◆ **Dataset excerpt**:
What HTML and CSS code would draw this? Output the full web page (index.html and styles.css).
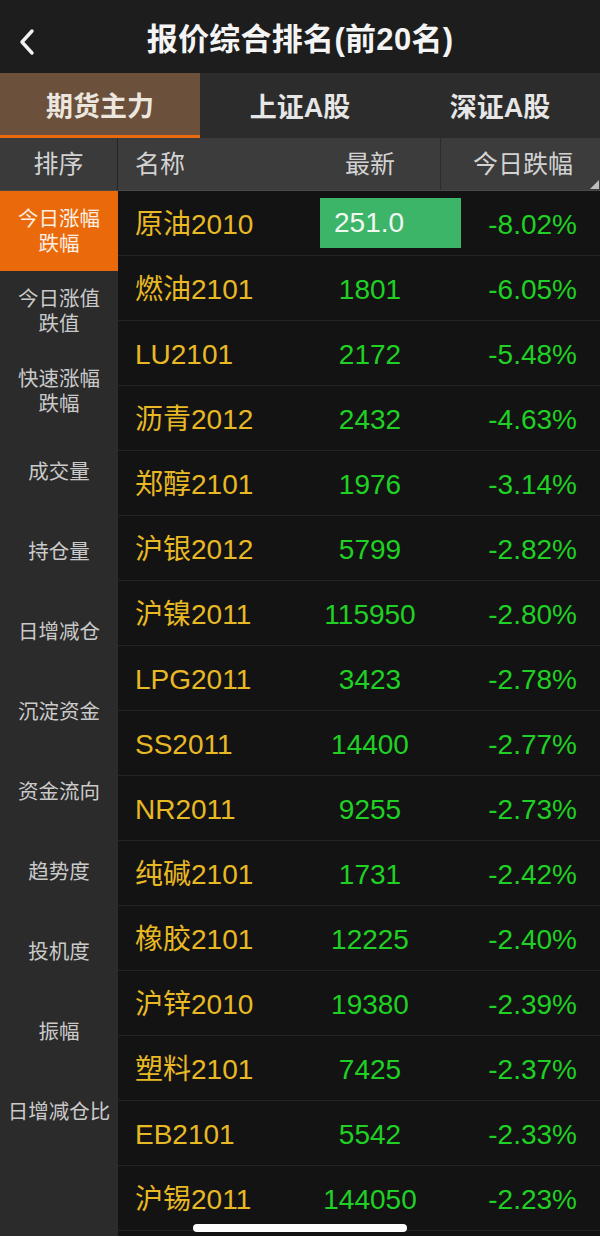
FILE: index.html
```html
<!DOCTYPE html>
<html lang="zh-CN">
<head>
    <meta charset="UTF-8">
    <meta name="viewport" content="width=device-width, initial-scale=1.0">
    <title>报价综合排名</title>
    <link rel="stylesheet" href="styles.css">
</head>
<body>
    <div class="topbar">
        <svg class="back" width="18" height="28" viewBox="0 0 18 28">
            <polyline points="14,3 4,14 14,25" fill="none" stroke="#f2f2f2" stroke-width="3.4" stroke-linecap="round" stroke-linejoin="round"/>
        </svg>
        <h1>报价综合排名(前20名)</h1>
    </div>

    <div class="tabs">
        <div class="tab active">期货主力</div>
        <div class="tab">上证A股</div>
        <div class="tab">深证A股</div>
    </div>

    <div class="main">
        <div class="sidebar">
            <div class="side-head">排序</div>
            <div class="side-item selected">今日涨幅<br>跌幅</div>
            <div class="side-item">今日涨值<br>跌值</div>
            <div class="side-item">快速涨幅<br>跌幅</div>
            <div class="side-item">成交量</div>
            <div class="side-item">持仓量</div>
            <div class="side-item">日增减仓</div>
            <div class="side-item">沉淀资金</div>
            <div class="side-item">资金流向</div>
            <div class="side-item">趋势度</div>
            <div class="side-item">投机度</div>
            <div class="side-item">振幅</div>
            <div class="side-item">日增减仓比</div>
        </div>

        <div class="table">
            <div class="thead">
                <div class="col-name">名称</div>
                <div class="col-price">最新</div>
                <div class="col-pct">今日跌幅<span class="corner"></span></div>
            </div>
            <div class="row">
                <div class="col-name">原油2010</div>
                <div class="col-price flash"><span class="flash-box">251.0</span></div>
                <div class="col-pct">-8.02%</div>
            </div>
            <div class="row"><div class="col-name">燃油2101</div><div class="col-price">1801</div><div class="col-pct">-6.05%</div></div>
            <div class="row"><div class="col-name">LU2101</div><div class="col-price">2172</div><div class="col-pct">-5.48%</div></div>
            <div class="row"><div class="col-name">沥青2012</div><div class="col-price">2432</div><div class="col-pct">-4.63%</div></div>
            <div class="row"><div class="col-name">郑醇2101</div><div class="col-price">1976</div><div class="col-pct">-3.14%</div></div>
            <div class="row"><div class="col-name">沪银2012</div><div class="col-price">5799</div><div class="col-pct">-2.82%</div></div>
            <div class="row"><div class="col-name">沪镍2011</div><div class="col-price">115950</div><div class="col-pct">-2.80%</div></div>
            <div class="row"><div class="col-name">LPG2011</div><div class="col-price">3423</div><div class="col-pct">-2.78%</div></div>
            <div class="row"><div class="col-name">SS2011</div><div class="col-price">14400</div><div class="col-pct">-2.77%</div></div>
            <div class="row"><div class="col-name">NR2011</div><div class="col-price">9255</div><div class="col-pct">-2.73%</div></div>
            <div class="row"><div class="col-name">纯碱2101</div><div class="col-price">1731</div><div class="col-pct">-2.42%</div></div>
            <div class="row"><div class="col-name">橡胶2101</div><div class="col-price">12225</div><div class="col-pct">-2.40%</div></div>
            <div class="row"><div class="col-name">沪锌2010</div><div class="col-price">19380</div><div class="col-pct">-2.39%</div></div>
            <div class="row"><div class="col-name">塑料2101</div><div class="col-price">7425</div><div class="col-pct">-2.37%</div></div>
            <div class="row"><div class="col-name">EB2101</div><div class="col-price">5542</div><div class="col-pct">-2.33%</div></div>
            <div class="row"><div class="col-name">沪锡2011</div><div class="col-price">144050</div><div class="col-pct">-2.23%</div></div>
        </div>
    </div>

    <div class="home-bar"></div>
</body>
</html>
```

FILE: styles.css
```css
body {
    margin: 0;
    width: 600px;
    height: 1236px;
    overflow: hidden;
    background-color: #121312;
    font-family: "Liberation Sans", "Noto Sans CJK SC", sans-serif;
    position: relative;
}
.topbar {
    height: 73px;
    padding-top: 7px;
    box-sizing: border-box;
    background-color: #1d1d1d;
    display: flex;
    align-items: center;
    justify-content: center;
    position: relative;
}
.back {
    position: absolute;
    left: 18px;
    top: 28px;
}
.topbar h1 {
    margin: 0;
    color: #f4f4f4;
    font-size: 31px;
    line-height: 36px;
    font-weight: bold;
    letter-spacing: 0.3px;
}
.tabs {
    display: flex;
    height: 65px;
    background-color: #2c2c2c;
}
.tab {
    flex: 1;
    display: flex;
    align-items: center;
    justify-content: center;
    color: #e6e6e6;
    font-size: 27px;
    line-height: 32px;
    font-weight: bold;
    padding-top: 4px;
    box-sizing: border-box;
}
.tab.active {
    background-color: #6b503c;
    color: #ece6df;
    border-bottom: 3px solid #ea6a10;
    padding-top: 6px;
}
.main {
    display: grid;
    grid-template-columns: 118px 1fr;
}
.sidebar {
    background-color: #2b2b2b;
    height: 1098px;
}
.side-head {
    height: 53px;
    background-color: #3a3a3a;
    border-right: 1px solid #262626;
    border-bottom: 1px solid #4a4a4a;
    box-sizing: border-box;
    display: flex;
    align-items: center;
    justify-content: center;
    color: #d2d2d2;
    font-size: 25px;
    line-height: 30px;
}
.side-item {
    height: 80px;
    display: flex;
    align-items: center;
    justify-content: center;
    text-align: center;
    color: #cacaca;
    font-size: 20.5px;
    line-height: 25px;
}
.side-item.selected {
    background-color: #ea6a0b;
    color: #fbefe4;
}
.thead {
    height: 53px;
    display: flex;
    background-color: #3c3c3c;
    border-bottom: 1px solid #4a4a4a;
    box-sizing: border-box;
    color: #d2d2d2;
    font-size: 25px;
    line-height: 30px;
}
.thead > div {
    display: flex;
    align-items: center;
}
.col-name {
    width: 182px;
    padding-left: 17px;
    box-sizing: border-box;
}
.col-price {
    width: 140px;
    justify-content: center;
}
.col-pct {
    flex: 1;
    justify-content: flex-end;
    padding-right: 23px;
}
.thead .col-pct {
    border-left: 1px solid #2c2c2c;
    padding-right: 27px;
    position: relative;
}
.corner {
    position: absolute;
    right: 1px;
    bottom: 1px;
    width: 0;
    height: 0;
    border-left: 9px solid transparent;
    border-bottom: 9px solid #bdbdbd;
}
.row {
    height: 65px;
    display: flex;
    padding-top: 4px;
    border-bottom: 1px solid #232423;
    box-sizing: border-box;
    font-size: 28px;
    line-height: 34px;
}
.row > div {
    display: flex;
    align-items: center;
}
.row .col-name {
    color: #e8b925;
}
.row .col-price,
.row .col-pct {
    color: #20d024;
}
.row .col-price.flash {
    justify-content: flex-start;
    padding-left: 20px;
    box-sizing: border-box;
}
.flash-box {
    display: block;
    flex-shrink: 0;
    width: 141px;
    height: 50px;
    line-height: 50px;
    padding-left: 14px;
    margin-top: -4px;
    box-sizing: border-box;
    background-color: #3cb568;
    color: #f2f7f2;
    margin-right: -40px;
}
.home-bar {
    position: absolute;
    left: 193px;
    bottom: 4px;
    width: 214px;
    height: 8px;
    border-radius: 4px;
    background-color: #ffffff;
}
```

◆ **Written exercise**: Output the data exactly. Pictures don't belong in the result.

◆ **Complete response**:
What HTML and CSS code would draw this? Output the full web page (index.html and styles.css).
FILE: index.html
```html
<!DOCTYPE html>
<html lang="zh-CN">
<head>
    <meta charset="UTF-8">
    <meta name="viewport" content="width=device-width, initial-scale=1.0">
    <title>报价综合排名</title>
    <link rel="stylesheet" href="styles.css">
</head>
<body>
    <div class="topbar">
        <svg class="back" width="18" height="28" viewBox="0 0 18 28">
            <polyline points="14,3 4,14 14,25" fill="none" stroke="#f2f2f2" stroke-width="3.4" stroke-linecap="round" stroke-linejoin="round"/>
        </svg>
        <h1>报价综合排名(前20名)</h1>
    </div>

    <div class="tabs">
        <div class="tab active">期货主力</div>
        <div class="tab">上证A股</div>
        <div class="tab">深证A股</div>
    </div>

    <div class="main">
        <div class="sidebar">
            <div class="side-head">排序</div>
            <div class="side-item selected">今日涨幅<br>跌幅</div>
            <div class="side-item">今日涨值<br>跌值</div>
            <div class="side-item">快速涨幅<br>跌幅</div>
            <div class="side-item">成交量</div>
            <div class="side-item">持仓量</div>
            <div class="side-item">日增减仓</div>
            <div class="side-item">沉淀资金</div>
            <div class="side-item">资金流向</div>
            <div class="side-item">趋势度</div>
            <div class="side-item">投机度</div>
            <div class="side-item">振幅</div>
            <div class="side-item">日增减仓比</div>
        </div>

        <div class="table">
            <div class="thead">
                <div class="col-name">名称</div>
                <div class="col-price">最新</div>
                <div class="col-pct">今日跌幅<span class="corner"></span></div>
            </div>
            <div class="row">
                <div class="col-name">原油2010</div>
                <div class="col-price flash"><span class="flash-box">251.0</span></div>
                <div class="col-pct">-8.02%</div>
            </div>
            <div class="row"><div class="col-name">燃油2101</div><div class="col-price">1801</div><div class="col-pct">-6.05%</div></div>
            <div class="row"><div class="col-name">LU2101</div><div class="col-price">2172</div><div class="col-pct">-5.48%</div></div>
            <div class="row"><div class="col-name">沥青2012</div><div class="col-price">2432</div><div class="col-pct">-4.63%</div></div>
            <div class="row"><div class="col-name">郑醇2101</div><div class="col-price">1976</div><div class="col-pct">-3.14%</div></div>
            <div class="row"><div class="col-name">沪银2012</div><div class="col-price">5799</div><div class="col-pct">-2.82%</div></div>
            <div class="row"><div class="col-name">沪镍2011</div><div class="col-price">115950</div><div class="col-pct">-2.80%</div></div>
            <div class="row"><div class="col-name">LPG2011</div><div class="col-price">3423</div><div class="col-pct">-2.78%</div></div>
            <div class="row"><div class="col-name">SS2011</div><div class="col-price">14400</div><div class="col-pct">-2.77%</div></div>
            <div class="row"><div class="col-name">NR2011</div><div class="col-price">9255</div><div class="col-pct">-2.73%</div></div>
            <div class="row"><div class="col-name">纯碱2101</div><div class="col-price">1731</div><div class="col-pct">-2.42%</div></div>
            <div class="row"><div class="col-name">橡胶2101</div><div class="col-price">12225</div><div class="col-pct">-2.40%</div></div>
            <div class="row"><div class="col-name">沪锌2010</div><div class="col-price">19380</div><div class="col-pct">-2.39%</div></div>
            <div class="row"><div class="col-name">塑料2101</div><div class="col-price">7425</div><div class="col-pct">-2.37%</div></div>
            <div class="row"><div class="col-name">EB2101</div><div class="col-price">5542</div><div class="col-pct">-2.33%</div></div>
            <div class="row"><div class="col-name">沪锡2011</div><div class="col-price">144050</div><div class="col-pct">-2.23%</div></div>
        </div>
    </div>

    <div class="home-bar"></div>
</body>
</html>
```

FILE: styles.css
```css
body {
    margin: 0;
    width: 600px;
    height: 1236px;
    overflow: hidden;
    background-color: #121312;
    font-family: "Liberation Sans", "Noto Sans CJK SC", sans-serif;
    position: relative;
}
.topbar {
    height: 73px;
    padding-top: 7px;
    box-sizing: border-box;
    background-color: #1d1d1d;
    display: flex;
    align-items: center;
    justify-content: center;
    position: relative;
}
.back {
    position: absolute;
    left: 18px;
    top: 28px;
}
.topbar h1 {
    margin: 0;
    color: #f4f4f4;
    font-size: 31px;
    line-height: 36px;
    font-weight: bold;
    letter-spacing: 0.3px;
}
.tabs {
    display: flex;
    height: 65px;
    background-color: #2c2c2c;
}
.tab {
    flex: 1;
    display: flex;
    align-items: center;
    justify-content: center;
    color: #e6e6e6;
    font-size: 27px;
    line-height: 32px;
    font-weight: bold;
    padding-top: 4px;
    box-sizing: border-box;
}
.tab.active {
    background-color: #6b503c;
    color: #ece6df;
    border-bottom: 3px solid #ea6a10;
    padding-top: 6px;
}
.main {
    display: grid;
    grid-template-columns: 118px 1fr;
}
.sidebar {
    background-color: #2b2b2b;
    height: 1098px;
}
.side-head {
    height: 53px;
    background-color: #3a3a3a;
    border-right: 1px solid #262626;
    border-bottom: 1px solid #4a4a4a;
    box-sizing: border-box;
    display: flex;
    align-items: center;
    justify-content: center;
    color: #d2d2d2;
    font-size: 25px;
    line-height: 30px;
}
.side-item {
    height: 80px;
    display: flex;
    align-items: center;
    justify-content: center;
    text-align: center;
    color: #cacaca;
    font-size: 20.5px;
    line-height: 25px;
}
.side-item.selected {
    background-color: #ea6a0b;
    color: #fbefe4;
}
.thead {
    height: 53px;
    display: flex;
    background-color: #3c3c3c;
    border-bottom: 1px solid #4a4a4a;
    box-sizing: border-box;
    color: #d2d2d2;
    font-size: 25px;
    line-height: 30px;
}
.thead > div {
    display: flex;
    align-items: center;
}
.col-name {
    width: 182px;
    padding-left: 17px;
    box-sizing: border-box;
}
.col-price {
    width: 140px;
    justify-content: center;
}
.col-pct {
    flex: 1;
    justify-content: flex-end;
    padding-right: 23px;
}
.thead .col-pct {
    border-left: 1px solid #2c2c2c;
    padding-right: 27px;
    position: relative;
}
.corner {
    position: absolute;
    right: 1px;
    bottom: 1px;
    width: 0;
    height: 0;
    border-left: 9px solid transparent;
    border-bottom: 9px solid #bdbdbd;
}
.row {
    height: 65px;
    display: flex;
    padding-top: 4px;
    border-bottom: 1px solid #232423;
    box-sizing: border-box;
    font-size: 28px;
    line-height: 34px;
}
.row > div {
    display: flex;
    align-items: center;
}
.row .col-name {
    color: #e8b925;
}
.row .col-price,
.row .col-pct {
    color: #20d024;
}
.row .col-price.flash {
    justify-content: flex-start;
    padding-left: 20px;
    box-sizing: border-box;
}
.flash-box {
    display: block;
    flex-shrink: 0;
    width: 141px;
    height: 50px;
    line-height: 50px;
    padding-left: 14px;
    margin-top: -4px;
    box-sizing: border-box;
    background-color: #3cb568;
    color: #f2f7f2;
    margin-right: -40px;
}
.home-bar {
    position: absolute;
    left: 193px;
    bottom: 4px;
    width: 214px;
    height: 8px;
    border-radius: 4px;
    background-color: #ffffff;
}
```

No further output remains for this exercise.